# Playing with Bakelite



## OKLAHOMAN (Apr 24, 2010)

Here are 3 more bakelite pens all made from the same rod. Just reverse painted the blanks. All comments welcome.


----------



## Phunky_2003 (Apr 24, 2010)

Dang Roy you make some beautiful pens.  Those are awesome.


----------



## mbroberg (Apr 24, 2010)

Those are fantastic!  How did you end up removing the "Pimp Stone" from the Majestic?


----------



## EBorraga (Apr 24, 2010)

Roy those are gorgeous. Looks like you're starting to like that bakelite.


----------



## David Keller (Apr 24, 2010)

Very nice...  I think I like the majestic best, but that's probably my distaste for gold more than anything else.  They're all beautiful.


----------



## boxerman (Apr 24, 2010)

Very nice pens.


----------



## PaulDoug (Apr 24, 2010)

WOW,  AWESOME!


----------



## RAdams (Apr 24, 2010)

Beautiful pens Roy!! The cap for the top one looks like a storm rolling in!


----------



## BRobbins629 (Apr 24, 2010)

You play nice


----------



## OKLAHOMAN (Apr 24, 2010)

Thanks all for your comments. Mike I soaked the crystal in acetone overnight and finally got it out with a dental pick...


----------



## jttheclockman (Apr 24, 2010)

Roy

I assume when you say you reversed painted the blanks you painted the inside of the blank????   Did you paint the tube also and what colors did you use and what is your paint of choice???  Thanks for showing and nice work on all of them.


----------



## CaptG (Apr 25, 2010)

jttheclockman said:


> Roy
> 
> I assume when you say you reversed painted the blanks you painted the inside of the blank????   Did you paint the tube also and what colors did you use and what is your paint of choice???  Thanks for showing and nice work on all of them.



Ya Roy, what John said.   Do you mind telling which rod that was?  Those pens are just drop dead gorgeous.


----------



## Manny (Apr 25, 2010)

Roy,  

Shoot me a PM if you ever get anymore of that Bakelite you want to sell. That material is amazing

Manny


----------



## mrburls (Apr 25, 2010)

Roy, I like the results of that first ice blue Emperor. 

Keith "mrburls"


----------



## seamus7227 (Apr 25, 2010)

Gorgeous pens!


----------



## el_d (Apr 25, 2010)

Great Roy, What did you use as the pimp stone replacement? 

 Is the area large enough for some laser engraved initials?


----------



## workinforwood (Apr 25, 2010)

Stunning collection Roy!


----------



## Mrs Rojo22 (Apr 25, 2010)

Beautiful!

Robin


----------



## hewunch (Apr 25, 2010)

Amazing stuff Roy! Great job. Are you going to put something where the pimp crystal was?

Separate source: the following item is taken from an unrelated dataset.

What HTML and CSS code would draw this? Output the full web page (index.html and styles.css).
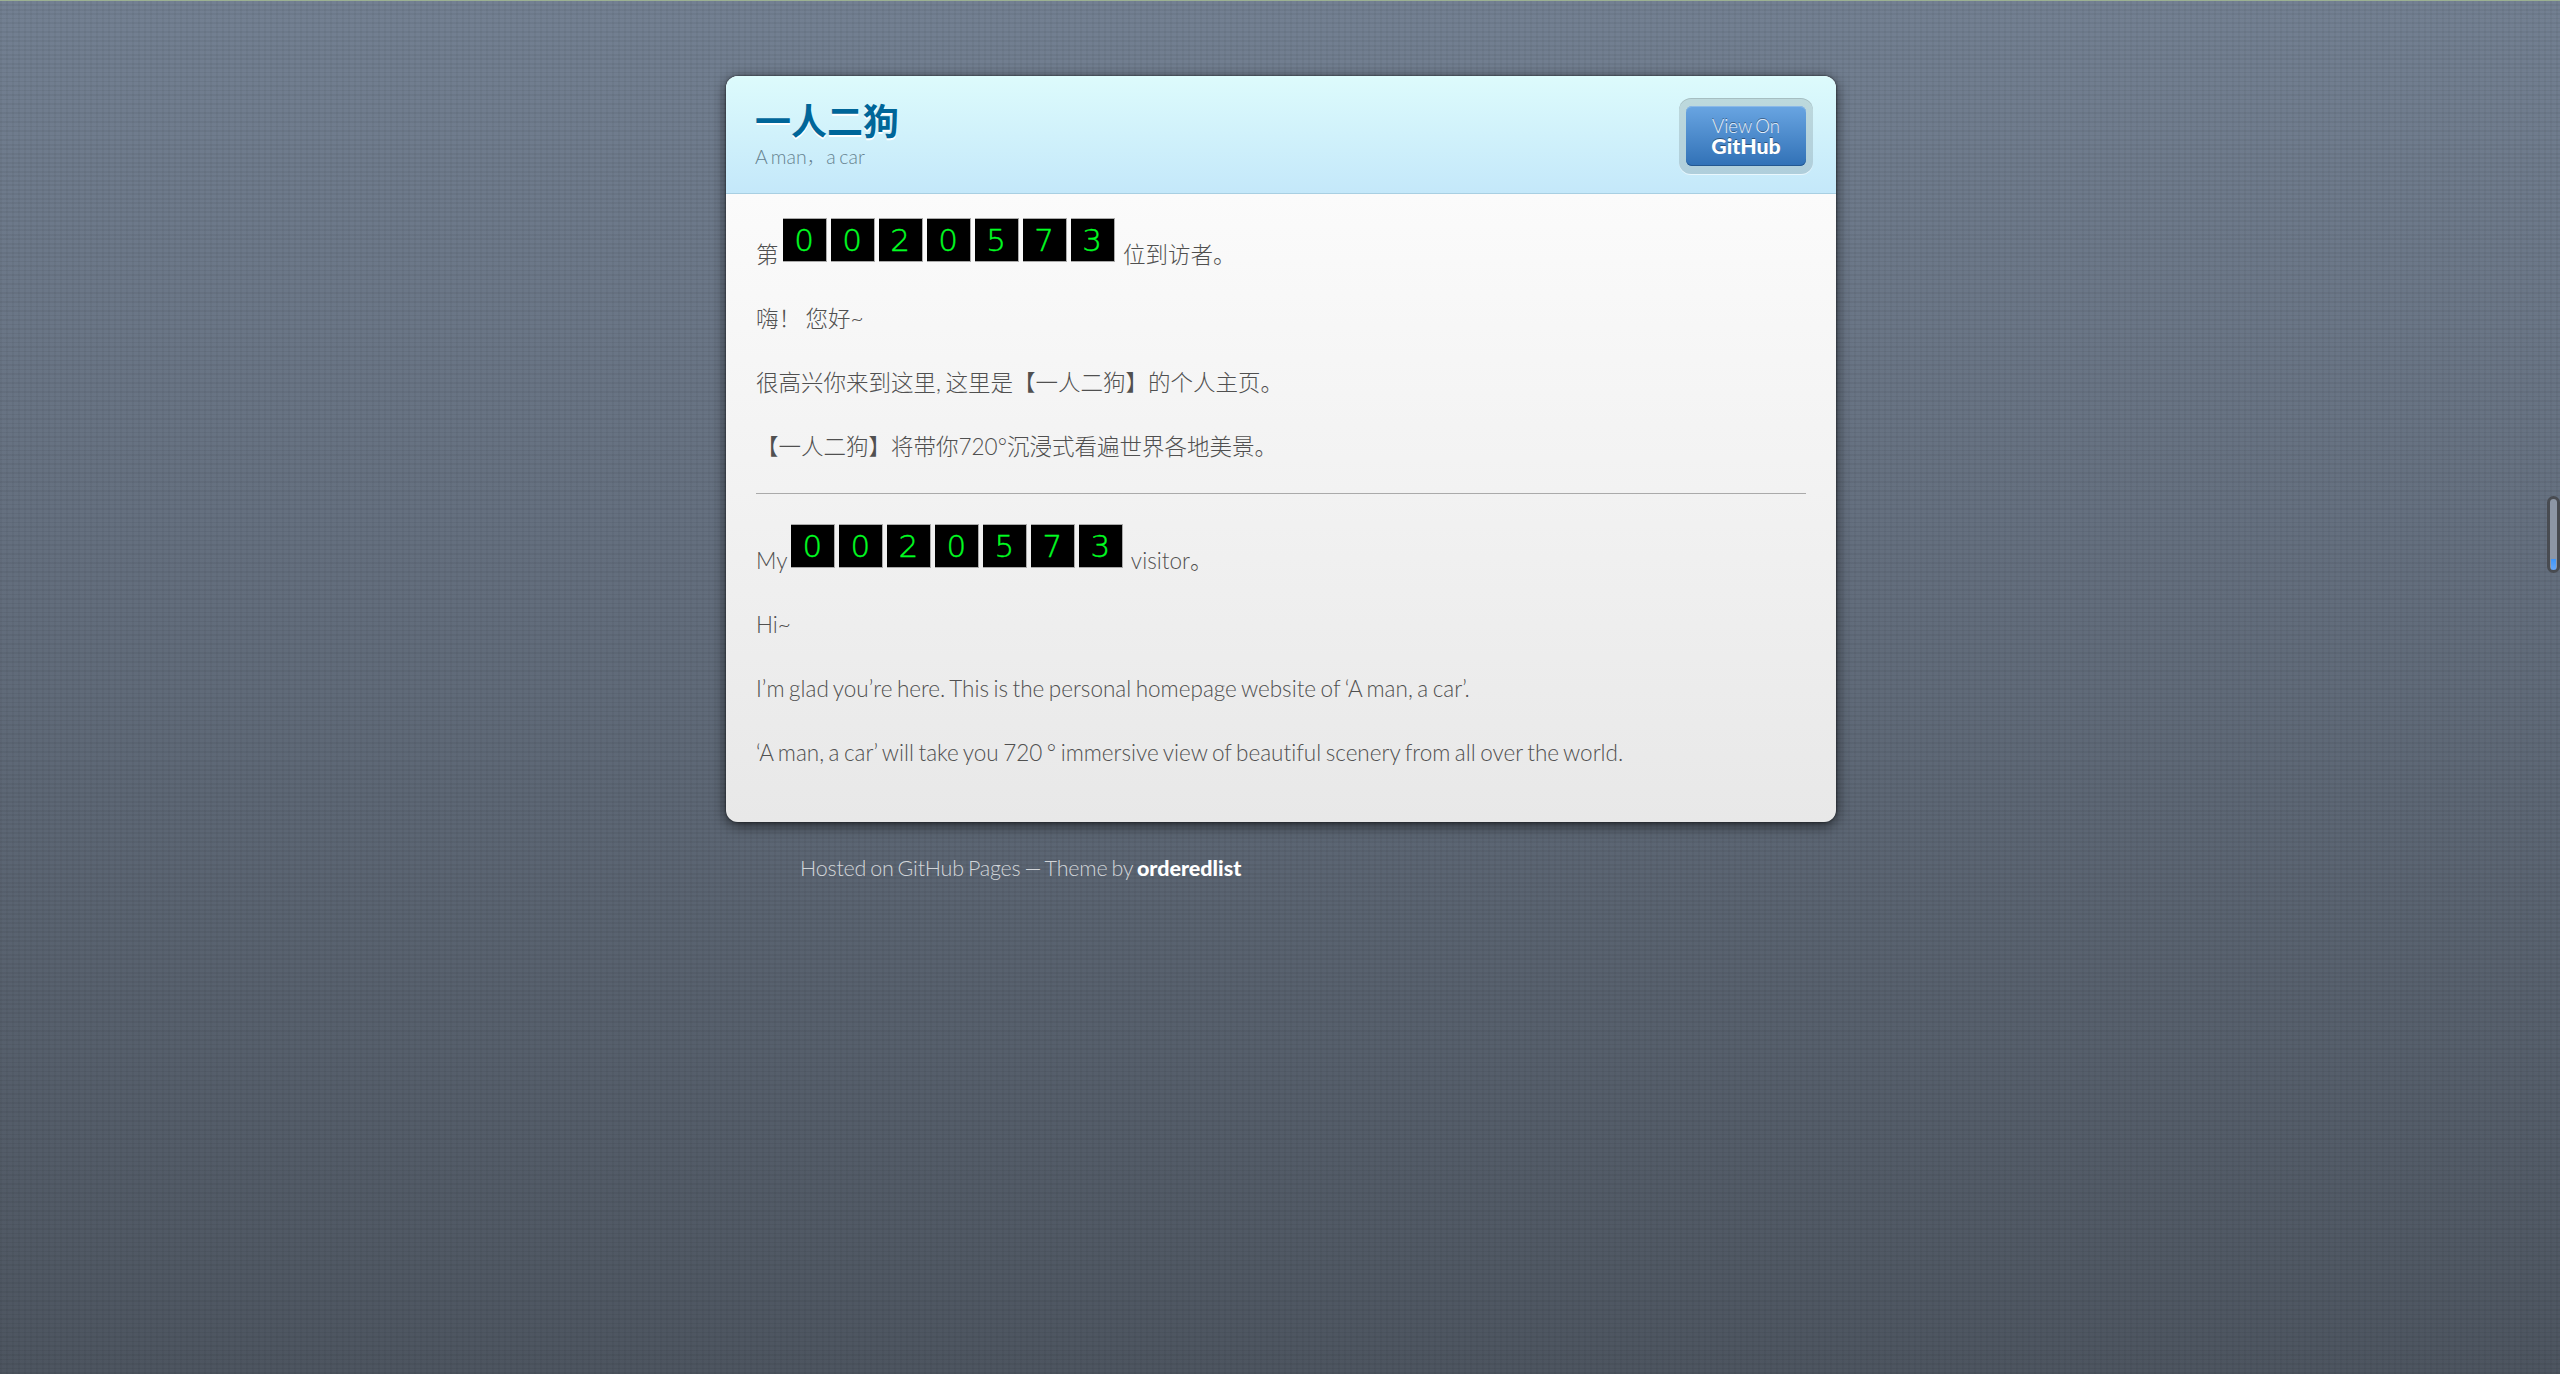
FILE: index.html
```html
<!DOCTYPE html>
<html lang="zh-CN">
<head>
<meta charset="utf-8">
<title>一人二狗</title>
<link rel="stylesheet" href="styles.css">
</head>
<body>
<div class="wrapper">
  <header class="header">
    <div>
      <h1 class="title">一人二狗</h1>
      <p class="tagline">A man<span class="comma">，</span>a car</p>
    </div>
    <a class="github"><span class="button">View On <strong>GitHub</strong></span></a>
  </header>
  <main class="content">
    <p>第 <span class="counter"><b>0</b><b>0</b><b>2</b><b>0</b><b>5</b><b>7</b><b>3</b></span> 位到访者。</p>
    <p>嗨！ 您好~</p>
    <p>很高兴你来到这里, 这里是【一人二狗】的个人主页。</p>
    <p>【一人二狗】将带你720°沉浸式看遍世界各地美景。</p>
    <hr>
    <p>My <span class="counter"><b>0</b><b>0</b><b>2</b><b>0</b><b>5</b><b>7</b><b>3</b></span> visitor。</p>
    <p>Hi~</p>
    <p>I’m glad you’re here. This is the personal homepage website of ‘A man, a car’.</p>
    <p>‘A man, a car’ will take you 720 ° immersive view of beautiful scenery from all over the world.</p>
  </main>
</div>
<footer class="footer">Hosted on GitHub Pages — Theme by <strong>orderedlist</strong></footer>
<div class="scroller"></div>
</body>
</html>
```
FILE: styles.css
```css
* { box-sizing: border-box; }
html { height: 100%; }
body {
  margin: 0;
  height: 1374px;
  overflow: hidden;
  border-top: 1px solid #9bb092;
  padding-top: 75px;
  font: 300 22.5px/34px Lato, "Noto Sans CJK SC", sans-serif;
  font-variant-ligatures: none;
  word-spacing: -1.6px;
  color: #505050;
  background:
    repeating-linear-gradient(180deg, rgba(0,0,0,.05) 0 1.5px, transparent 1.5px 4.5px),
    repeating-linear-gradient(90deg, rgba(0,0,0,.035) 0 2px, transparent 2px 6px),
    linear-gradient(#738092, #4d5560);
}
.wrapper {
  width: 1110px;
  height: 746px;
  margin: 0 auto 0 726px;
  border-radius: 12px;
  overflow: hidden;
  background: linear-gradient(#fbfbfb 118px, #e8e8e8);
  box-shadow: 0 3px 14px rgba(0,0,0,.65), 0 0 2px rgba(0,0,0,.8);
}
.header {
  display: flex;
  justify-content: space-between;
  height: 118px;
  padding: 22px 23px 0 29px;
  background: linear-gradient(#ddfbfc, #c4e8fa);
  border-bottom: 1px solid #a8cfe2;
}
.title {
  margin: 0;
  font-size: 36px;
  line-height: 46px;
  font-weight: 700;
  color: #069;
  text-shadow: 0 2px 0 #fff;
}
.tagline { margin: 0; font-size: 19.5px; line-height: 25px; color: #668390; }
.comma { font-weight: 100; }
.github {
  width: 134px;
  height: 76px;
  padding: 8px 7px;
  border-radius: 12px;
  background: rgba(0,0,0,.12);
  box-shadow: inset 0 1px 0 rgba(0,0,0,.12), 0 1px 0 rgba(255,255,255,.6);
}
.button {
  display: block;
  height: 60px;
  padding-top: 10px;
  border-radius: 6px;
  text-align: center;
  font-size: 18.6px;
  line-height: 20px;
  color: #eaf2fb;
  background: linear-gradient(#69a5e2, #3171b6);
  box-shadow: inset 0 1px 0 #8ab9e8, inset 0 -1px 0 #245891;
  text-shadow: 0 -1px 0 rgba(0,0,0,.4);
}
.button strong { display: block; font-size: 21.3px; font-weight: 900; color: #fff; }
.content { padding: 24px 30px; }
.content p { margin: 0 0 30px; }
hr { margin: -1px 0 30px; border: 0; border-top: 1px solid #aaa; }
.counter {
  display: inline-block;
  height: 44px;
  overflow: hidden;
  margin: 0 4px 1px -0.5px;
  font-size: 0;
}
.counter b {
  float: left;
  width: 44px;
  height: 44px;
  margin-right: 4px;
  background: #000;
  border: solid #aaa;
  border-width: 1px 1px 1px 0;
  color: #0f2;
  -webkit-text-stroke: 0.4px #0f2;
  text-align: center;
  font: 200 31px/42px "DejaVu Sans", sans-serif;
}
.counter b:last-child { margin-right: 0; }
.footer {
  margin: 29px 0 0 800px;
  font-size: 21.5px;
  letter-spacing: -0.21px;
  color: #d2d5d9;
}
.footer strong { font-weight: 900; color: #fff; letter-spacing: 0; }
.scroller {
  position: absolute;
  right: 0;
  top: 496px;
  width: 13px;
  height: 77px;
  border: 3px solid #484b51;
  border-radius: 7px;
  background: linear-gradient(#3e96fa, #68a6f4) 50% 100% / 5px 11px no-repeat, #8d96a5;
}
```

It looks empty to me.


----------



## johncrane (Apr 25, 2010)

Roy!
All three look fantastic! your paint job and photos are very slick too.


----------



## cnirenberg (Apr 25, 2010)

Roy,
Those are some sweet loooking pens. I love the colors.  Thanks for posting this.  I think I am getting the Bakelite jones, and I can attribute it all to you.  Thanks a lot.


----------



## wizard (Apr 25, 2010)

Your pens are stunning!!!  You are truly a craftsman.


----------



## OKLAHOMAN (Apr 25, 2010)

JT and Gary, yes reverse painting is painting the inside of the blank after drilling, I did not paint the tubes. 
Gary these were made from the rods that I bought that were sold to me as butterscotch. After turning I found that the color was just patina and they were really white swirl and translucent.(Actually I liked it so much I contacted the seller of the rods and bought all she had.)Lupe and Hans I used a 4.5 MM black Swarovski crystal.


----------



## DCBluesman (Apr 25, 2010)

WOW!  These are absolutely stunning, Roy!  Almost pretty enough to make me want to turn plastic!


----------



## wizard (Apr 25, 2010)

I have done quite a few majestic kits in tru-stone would love to have a cabochan (sp?) or crystal that is a better match to the material of the body of the pen. Can you recommend a site to purchase crystals?


----------



## OKLAHOMAN (Apr 25, 2010)

wizard said:


> I have done quite a few majestic kits in tru-stone would love to have a cabochon (sp?) or crystal that is a better match to the material of the body of the pen. Can you recommend a site to purchase crystals?


 

http://www.artbeads.com/2028-jet20.html

but if you've got a Michaels nearby they have packages of flat back crystals in their jewelry dept.


----------



## wizard (Apr 25, 2010)

Thank you very much!!


----------



## jeff (Apr 26, 2010)

Looks great on the front page, Roy.


----------



## ldb2000 (Apr 26, 2010)

Congrats Roy . A very well deserved front page .


----------



## OKLAHOMAN (Apr 26, 2010)

Jeff, thanks for the front page, to all who asked I just heard through the grapevine that there will be a few of these blanks for sale soon .


----------



## Mark (Apr 27, 2010)

Congrats on getting the front page... Very nice.


----------



## chriselle (Apr 27, 2010)

OKLAHOMAN said:


> Jeff, thanks for the front page, to all who asked I just heard through the grapevine that there will be a few of these blanks for sale soon .



On the front page...Where they should be.  Very nice Roy!  Please keep me in the loop for any of these blanks coming available... for sale.:wink:


----------



## mervyn (Apr 27, 2010)

Fantastic work, love the colour effects, OH! And congrats for knocking me off the first page, lol

Very well done

Mervyn


----------



## maxman400 (Apr 27, 2010)

Congrats on getting the front page...Excellent Work, Beautiful Pens.


----------



## johncrane (Apr 27, 2010)

Roy!
A big Congrats on the front page mate!:biggrin::biggrin:


----------



## VisExp (Apr 27, 2010)

Congratulations on the cover shot Roy.  The pen looks beautiful.


----------



## Gary Max (Apr 29, 2010)

-----------------Hey your on the front page--------------------
-------Again------
-----Show-off-----
-----Congrats----


----------



## OKLAHOMAN (Apr 29, 2010)

*Gary, Jeff*
*just felt s:tongue:rry*
*for me!*​


----------